Add a Databricks Connection
After setting up your data warehouse, you must add a connection to the data warehouse before you can run queries. You can establish multiple connections with different configurations to the same data warehouse. If multiple connections are configured, you can assign which types of queries are permitted per connection; for details, see the Query Roles section below.
-
Expand the drop-down adjacent to the listed data warehouse and click Create Connection (or Add Databricks Connection if you have other existing connections).
-
Enter the Name of your Databricks connection.
-
Enter the Host location of the Databricks server.
-
For Port, enter the port number to route transmitted data.
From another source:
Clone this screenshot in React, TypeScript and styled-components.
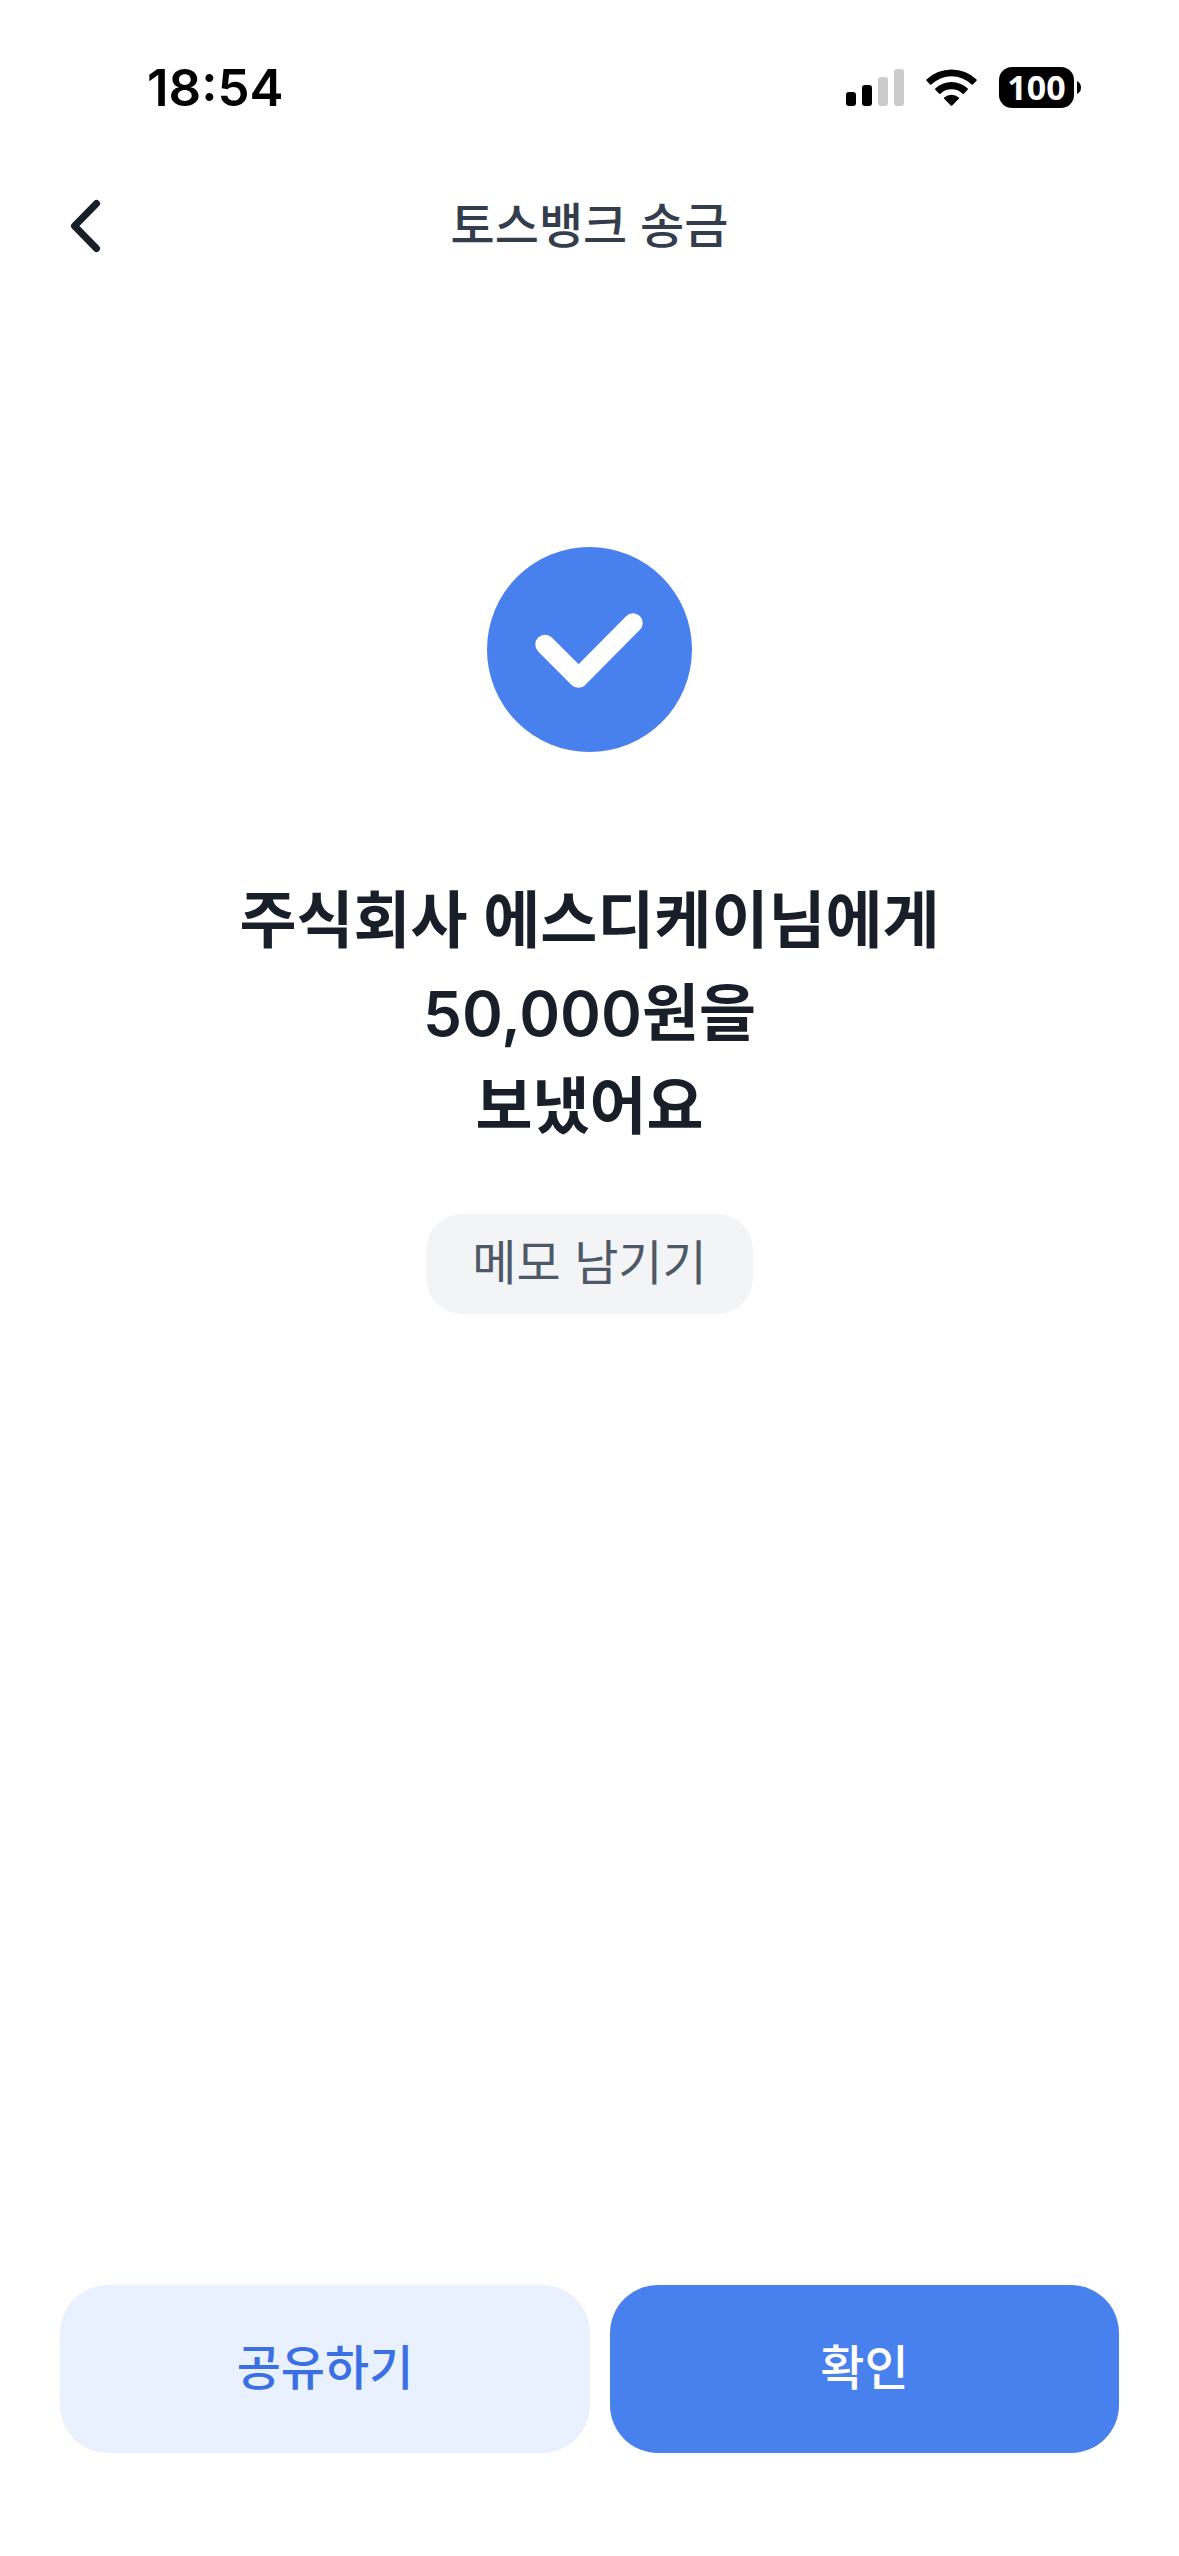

The default port number is 443.
-
Enter the Username and Password for connecting to the database.
If you have external secret manager enabled and configured, enter the corresponding credentials.
-
In the Extra JDBC Flags field, enter the JDBC flags that are needed for the connection:
- Access your Databricks cluster to retrieve your JDBC information.
- Make sure all of the following flags are set:
transportMode
,ssl
,httpPath
,AuthMech
,UID
,PWD
. - Optionally, set the
UseNativeQuery=1
flag. - Here is an example for setting the flags:
transportMode=http;ssl=1;httpPath=<path>;AuthMech=3;UID=token;PWD=<tokenID>;UseNativeQuery=1
.
-
Test the connection.
-
Click Save to complete the setup.
Query Roles
If multiple Databricks connections are configured, you can toggle which types of queries (Large Interactive, Small Interactive or System) are permitted per Databricks connection. A query role can be assigned to only one connection at a time.
Expand the drop-down for the Databricks data warehouse to choose the allowed query roles for each connection:
- Large Interactive Queries: Use this engine for large user queries. These are usually BI queries involving full scans of the raw fact table or ones that involve high-cardinality dimensions.
- Small Interactive Queries: Use this engine for small user queries. These are usually BI queries that can be optimized by AtScale aggregates or ones that involve low-cardinality dimensions.
- System Queries: Use this engine for AtScale system processing, such as building aggregate tables or querying system statistics. The System query role user must not be subject to resource limitation rules that would prevent it from building aggregate tables.